Last question, and it goes to you, Sophie, and it's a little bit related to the expansion in EVs and batteries. The question is, are we seeing any real market share gains in specialty silicones? What percentage of the business today is specialty versus standard grades?
Okay. I have to take both. Here also several questions in one. On the EV part, what we have shown before is that we are growing faster than the market in terms of silicon application for EV. The 18% that we mentioned before is the Silicon Products market delivering solution to EV technology. This one is growing at Elkem Silicon Products two times faster versus the equivalent silicon market for EV. That's the first point. On the specialty ratio. Sorry. I have to keep the two. Here, as you have seen on my slide, in the middle of the presentation, there is not a clear cut between the different markets.

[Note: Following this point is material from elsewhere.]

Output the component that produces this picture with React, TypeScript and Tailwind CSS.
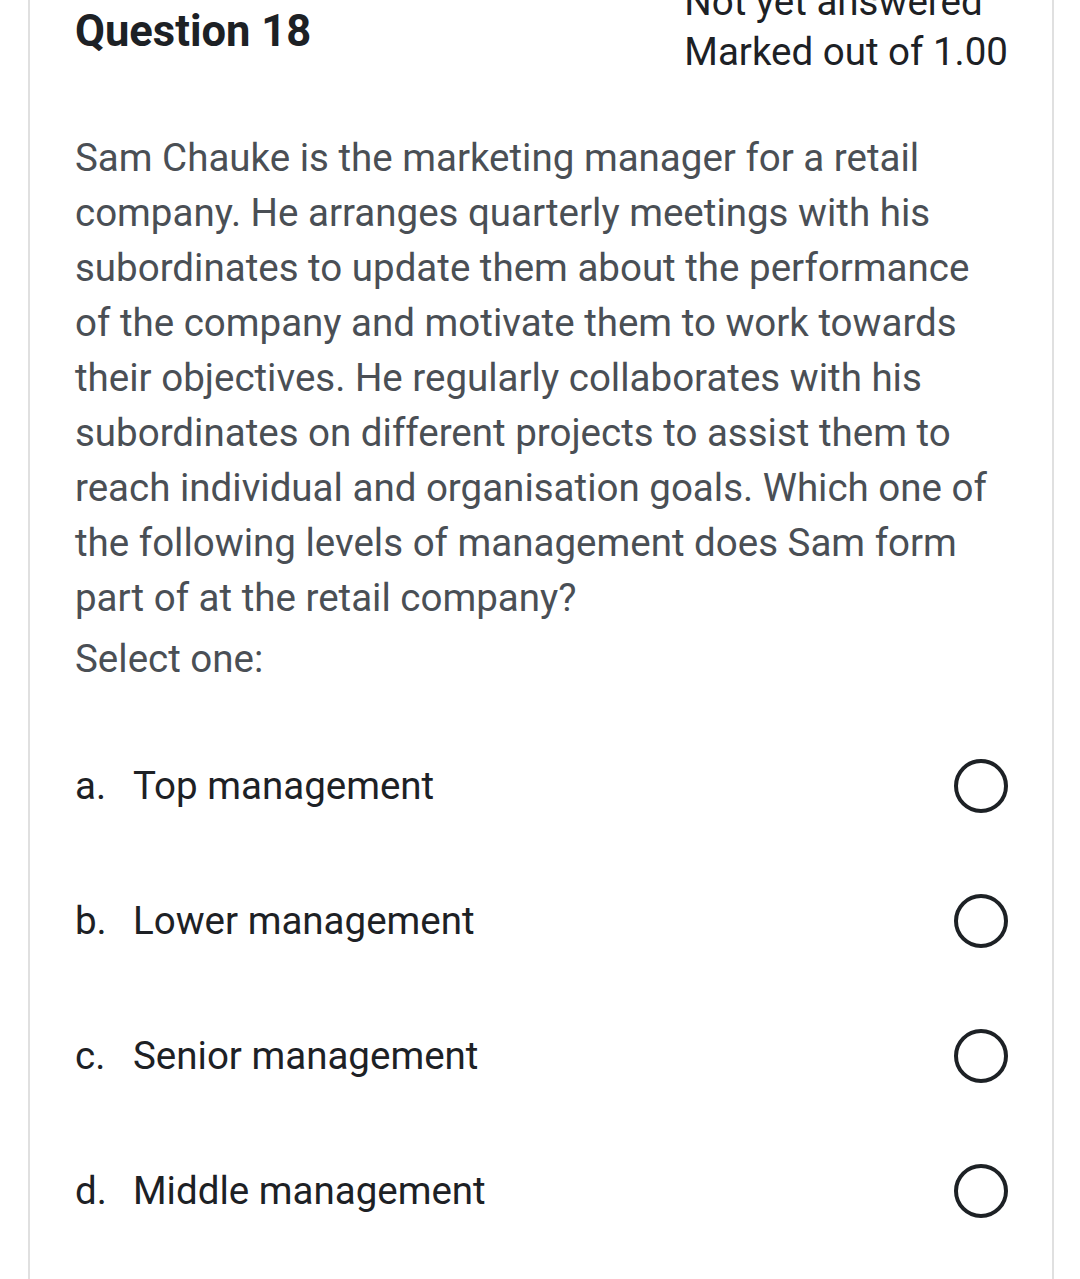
import React from "react";

const options = [
  { letter: "a.", text: "Top management" },
  { letter: "b.", text: "Lower management" },
  { letter: "c.", text: "Senior management" },
  { letter: "d.", text: "Middle management" },
];

export default function App() {
  return (
    <div className="h-[1279px] w-[1080px] overflow-hidden bg-white font-['Roboto',sans-serif]">
      <div className="ml-[28px] min-h-[1279px] w-[1026px] border-x-2 border-[#e0e0e0] pl-[45px] pr-[44px]">
        {/* Header */}
        <div className="flex items-start justify-between">
          <h3 className="pt-[6px] text-[43.5px] font-bold leading-[52px] text-[#1d2125]">Question 18</h3>
          <div className="-mt-[23px] text-[38.5px] leading-[50px] text-[#1d2125]">
            <div>Not yet answered</div>
            <div>Marked out of 1.00</div>
          </div>
        </div>

        {/* Question text */}
        <div className="mt-[53px] text-[38.5px] leading-[55px] text-[#4a4f55]">
          <p>
            Sam Chauke is the marketing manager for a retail company. He arranges quarterly meetings with his
            subordinates to update them about the performance of the company and motivate them to work towards
            their objectives. He regularly collaborates with his subordinates on different projects to assist them
            to reach individual and organisation goals. Which one of the following levels of management does Sam
            form part of at the retail company?
          </p>
          <p className="mt-[6px]">Select one:</p>
        </div>

        {/* Options */}
        <div className="mt-[32px] flex flex-col">
          {options.map((o) => (
            <label key={o.letter} className="flex h-[135px] items-center text-[38.5px] text-[#1d2125]">
              <span className="w-[58px]">{o.letter}</span>
              <span className="flex-1">{o.text}</span>
              <span className="h-[54px] w-[54px] rounded-full border-[4px] border-[#1d2125]" />
            </label>
          ))}
        </div>
      </div>
    </div>
  );
}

The more you move on the left side of the slide, the more you are specialized. What we see here is that when we invest in innovation in high-end specialty market, we grow faster, and that's what we want to see here. I am not able to give one official number about the ratio. I don't know how you communicate it usually, but clearly, as you see the trends here, we are growing faster and faster on the left part of our journey, where we have the specialization. We want even to accelerate this thanks to further investment in research and innovation.
Thank you, Sophie. We are a bit, as I said, over time, so I think we have to say and conclude today's presentations now. Thank you very much for attending, and have a good day.